We are in much better shape now as $(\ell^1(\mathbb{N}\cup \{\infty\}), \Vert \cdot \Vert_{\ell^1})$ is a Banach space! Thus, the completion of $i(\mathcal{F}(\mathbb{N}))$ is (isomorphic to) the closure of $i(\mathcal{F}(\mathbb{N}))$ in $(\ell^1(\mathbb{N}\cup \{\infty\}), \Vert \cdot \Vert_{\ell^1})$.

We claim that the closure of $i(\mathcal{F}(\mathbb{N}))$ in $\ell^1(\mathbb{N}\cup \{\infty\})$ is just $\ell^1(\mathbb{N}\cup \{\infty\})$ itself. For this it is enough to show that $\mathcal{F}(\mathbb{N}\cup \{\infty\}) \subseteq \overline{i(\mathcal{F}(\mathbb{N}))}$ as the former is dense in $\ell^1(\mathbb{N}\cup \{\infty\})$ (just truncate).

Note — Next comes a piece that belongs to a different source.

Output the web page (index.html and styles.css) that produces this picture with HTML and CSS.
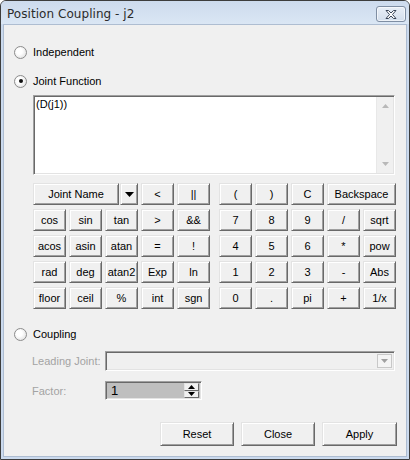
FILE: index.html
```html
<!DOCTYPE html>
<html>
<head>
<meta charset="utf-8">
<link rel="stylesheet" href="styles.css">
</head>
<body>
<div class="window">
  <div class="titlebar">
    <span class="title">Position Coupling - j2</span>
    <span class="close-btn">
      <svg width="16" height="11" viewBox="0 0 16 11">
        <path d="M3 1.5 L5.5 1.5 L8 4 L10.5 1.5 L13 1.5 L9.5 5.5 L13 9.5 L10.5 9.5 L8 7 L5.5 9.5 L3 9.5 L6.5 5.5 Z" fill="#ffffff" stroke="#3b4658" stroke-width="1" stroke-linejoin="round"/>
      </svg>
    </span>
  </div>
  <div class="client">
    <div class="radio-row first"><span class="radio"></span><span>Independent</span></div>
    <div class="radio-row second"><span class="radio checked"></span><span>Joint Function</span></div>
    <div class="editor">
      <div class="editor-text">(D(j1))</div>
      <div class="vscroll">
        <svg class="arr" width="7" height="4" viewBox="0 0 7 4"><path d="M0 4 L3.5 0 L7 4 Z" fill="#b8b8b8"/></svg>
        <svg class="arr" width="7" height="4" viewBox="0 0 7 4"><path d="M0 0 L3.5 4 L7 0 Z" fill="#b8b8b8"/></svg>
      </div>
    </div>
    <div class="pad">
      <div class="grid">
        <div class="joint">
          <div class="btn jname">Joint Name</div>
          <div class="btn dd"><svg width="9" height="5" viewBox="0 0 9 5"><path d="M0 0 L9 0 L4.5 5 Z" fill="#000"/></svg></div>
        </div>
        <div class="btn">&lt;</div>
        <div class="btn">||</div>
        <div class="btn">cos</div><div class="btn">sin</div><div class="btn">tan</div><div class="btn">&gt;</div><div class="btn">&amp;&amp;</div>
        <div class="btn">acos</div><div class="btn">asin</div><div class="btn">atan</div><div class="btn">=</div><div class="btn">!</div>
        <div class="btn">rad</div><div class="btn">deg</div><div class="btn">atan2</div><div class="btn">Exp</div><div class="btn">ln</div>
        <div class="btn">floor</div><div class="btn">ceil</div><div class="btn">%</div><div class="btn">int</div><div class="btn">sgn</div>
      </div>
      <div class="grid">
        <div class="btn">(</div><div class="btn">)</div><div class="btn">C</div><div class="btn span2">Backspace</div>
        <div class="btn">7</div><div class="btn">8</div><div class="btn">9</div><div class="btn">/</div><div class="btn">sqrt</div>
        <div class="btn">4</div><div class="btn">5</div><div class="btn">6</div><div class="btn">*</div><div class="btn">pow</div>
        <div class="btn">1</div><div class="btn">2</div><div class="btn">3</div><div class="btn">-</div><div class="btn">Abs</div>
        <div class="btn">0</div><div class="btn">.</div><div class="btn">pi</div><div class="btn">+</div><div class="btn">1/x</div>
      </div>
    </div>
    <div class="radio-row third"><span class="radio"></span><span>Coupling</span></div>
    <div class="field-row lead">
      <span class="label">Leading Joint:</span>
      <div class="combo">
        <div class="combo-btn"><svg width="7" height="4" viewBox="0 0 7 4"><path d="M0 0 L7 0 L3.5 4 Z" fill="#a0a0a0"/></svg></div>
      </div>
    </div>
    <div class="field-row factor">
      <span class="label">Factor:</span>
      <div class="spin">
        <span class="spin-val">1</span>
        <div class="spin-btns">
          <div class="spin-b"><svg width="7" height="4" viewBox="0 0 7 4"><path d="M0 4 L3.5 0 L7 4 Z" fill="#000"/></svg></div>
          <div class="spin-b"><svg width="7" height="4" viewBox="0 0 7 4"><path d="M0 0 L7 0 L3.5 4 Z" fill="#000"/></svg></div>
        </div>
      </div>
    </div>
    <div class="actions">
      <div class="btn act">Reset</div>
      <div class="btn act">Close</div>
      <div class="btn act">Apply</div>
    </div>
  </div>
</div>
</body>
</html>
```

FILE: styles.css
```css
html, body {
  margin: 0;
  padding: 0;
  background: #ffffff;
}
body {
  font-family: "Liberation Sans", Arial, sans-serif;
  font-size: 11px;
  color: #000;
}
.window {
  width: 410px;
  height: 460px;
  box-sizing: border-box;
  border: 1px solid #3d3d3d;
  border-radius: 6px 6px 0 0;
  background: #cbdaee;
  padding: 0 2px 2px 2px;
  display: flex;
  flex-direction: column;
  overflow: hidden;
}
.titlebar {
  height: 23px;
  flex: none;
  display: flex;
  align-items: center;
  justify-content: space-between;
  background: linear-gradient(#cddbed, #dae6f4);
  margin: 0 -2px;
  padding: 0 3px 0 6px;
}
.title {
  font-family: "DejaVu Sans", "Liberation Sans", sans-serif;
  font-size: 12px;
  letter-spacing: 0.05px;
  color: #2b2b2b;
  margin-top: 3px;
}
.close-btn {
  width: 28px;
  height: 14px;
  border: 1px solid #7f8ea3;
  border-radius: 3px;
  background: linear-gradient(#e9eff7, #d3deec);
  display: flex;
  align-items: center;
  justify-content: center;
  box-shadow: inset 0 0 0 1px rgba(255,255,255,0.6);
  margin-top: 3px;
}
.client {
  flex: 1;
  background: #f0f0f0;
  border: 1px solid #aebdd1;
  padding: 0 9px 0 10px;
}
.radio-row {
  display: flex;
  align-items: center;
  height: 16px;
  gap: 6px;
}
.radio-row.first { margin-top: 19px; }
.radio-row.second { margin-top: 13px; }
.radio-row.third { margin-top: 17px; }
.radio {
  width: 11px;
  height: 11px;
  border: 1px solid #8c8c8c;
  border-radius: 50%;
  background: radial-gradient(circle at 40% 40%, #ffffff 30%, #d8d8d8 100%);
  display: flex;
  align-items: center;
  justify-content: center;
  flex: none;
}
.radio.checked::after {
  content: "";
  width: 4px;
  height: 4px;
  border-radius: 50%;
  background: #101010;
}
.editor {
  margin: 6px 0 0 19px;
  width: 362px;
  height: 80px;
  box-sizing: border-box;
  background: #fff;
  border: 1px solid;
  border-color: #a0a0a0 #ffffff #ffffff #a0a0a0;
  box-shadow: inset 1px 1px #696969, inset -1px -1px #e3e3e3;
  display: flex;
  padding: 1px 1px 1px 1px;
}
.editor-text {
  flex: 1;
  padding: 1px 0 0 1px;
  line-height: 13px;
}
.vscroll {
  width: 16px;
  background: #f0f0f0;
  border-left: 1px solid #e8e8e8;
  display: flex;
  flex-direction: column;
  align-items: center;
  justify-content: space-between;
  padding: 7px 0 7px;
}
.arr { display: block; }
.pad {
  margin: 8px 0 0 19px;
  display: flex;
  gap: 9px;
}
.grid {
  display: grid;
  grid-template-columns: repeat(5, 33px);
  grid-auto-rows: 22px;
  column-gap: 3px;
  row-gap: 4px;
}
.btn {
  box-sizing: border-box;
  background: #f0f0f0;
  border: 1px solid;
  border-color: #e3e3e3 #696969 #696969 #e3e3e3;
  box-shadow: inset 1px 1px #ffffff, inset -1px -1px #a0a0a0;
  display: flex;
  align-items: center;
  justify-content: center;
  white-space: nowrap;
}
.span2 { grid-column: span 2; }
.joint {
  grid-column: span 3;
  display: flex;
  gap: 1px;
}
.jname { flex: 1; }
.dd { width: 18px; flex: none; padding-top: 1px; }
.field-row {
  display: flex;
  align-items: center;
}
.field-row.lead { margin-top: 9px; height: 20px; }
.field-row.factor { margin-top: 10px; height: 19px; }
.label {
  color: #a3a3a3;
  width: 73px;
  margin-left: 18px;
  flex: none;
}
.combo {
  width: 290px;
  height: 20px;
  box-sizing: border-box;
  border: 1px solid;
  border-color: #a0a0a0 #ffffff #ffffff #a0a0a0;
  box-shadow: inset 1px 1px #696969, inset -1px -1px #e3e3e3;
  background: #f0f0f0;
  display: flex;
  justify-content: flex-end;
  padding: 2px;
}
.combo-btn {
  width: 15px;
  box-sizing: border-box;
  border: 1px solid #c8c8c8;
  background: #f4f4f4;
  display: flex;
  align-items: center;
  justify-content: center;
}
.spin {
  width: 97px;
  height: 19px;
  box-sizing: border-box;
  border: 1px solid;
  border-color: #a0a0a0 #ffffff #ffffff #a0a0a0;
  box-shadow: inset 1px 1px #696969, inset -1px -1px #e3e3e3;
  background: #bfbfbf;
  display: flex;
  align-items: center;
  padding: 1px 2px 1px 1px;
}
.spin-val {
  flex: 1;
  padding-left: 4px;
  font-size: 13px;
}
.spin-btns {
  width: 15px;
  height: 15px;
  display: flex;
  flex-direction: column;
}
.spin-b {
  flex: 1;
  box-sizing: border-box;
  background: #f0f0f0;
  border: 1px solid;
  border-color: #e3e3e3 #696969 #696969 #e3e3e3;
  display: flex;
  align-items: center;
  justify-content: center;
}
.actions {
  margin-top: 22px;
  display: flex;
  justify-content: flex-end;
  gap: 7px;
}
.act {
  width: 74px;
  height: 24px;
}
.act:last-child { width: 75px; }
```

Let's fix any $((x_1, x_2, \dots, x_N,0, 0, 0, \dots), x_\infty)\in \mathcal{F}(\mathbb{N}\cup \{\infty\})$ and set $x=(x_1, x_2, \dots, x_N,0, 0, 0, \dots)$, then we can pick for $M>N$

\begin{align*} v_M &= i(x +\frac{1}{M}(-x_\infty+x_1- \sum_{n=2}^N n x_n) \delta_M) \\ &= (x+ \frac{1}{M}(-x_\infty+x_1- \sum_{n=2}^N n x_n) \delta_M, x_\infty). \end{align*}

Now we need to show that $(v_M)_{M\geq N+1}$ converges to $(x, x_\infty)$ in $\ell^1(\mathbb{N}\cup \{\infty\})$. We have

\begin{align*} \Vert v_M - (x, x_\infty) \Vert_{\ell^1} = \frac{1}{M}\left\vert -x_\infty+x_1- \sum_{n=2}^N n x_n\right\vert \end{align*}

which clearly tends to zero.

Note that we actually have $\ell^1(\mathbb{N}\cup \{\infty\}) \cong \ell^1(\mathbb{N})$ (as Banach spaces) via the isomorphism $$ \ell^1(\mathbb{N}\cup \{\infty\}) \rightarrow \ell^1(\mathbb{N}), ((x_n)_{n\in \mathbb{N}}, x_\infty) \mapsto (x_\infty, x_1, x_2, x_3, \dots). $$

Answer 2

Using a Hamel basis of an infinite dimensional Banach space $(X,\|\cdot\|_2)$ one finds a discontinuous linear functional $f$. We define a strictly stronger norm $\|x\|_1=\|x\|_2+|f(x)|$. The open mapping theorem implies that $(X,\|\cdot\|_1)$ is not complete but every $\|\cdot\|_1$-Cauchy-sequence is also $\|\cdot\|_2$-Cauchy and hence $\|\cdot\|_2$-convergent.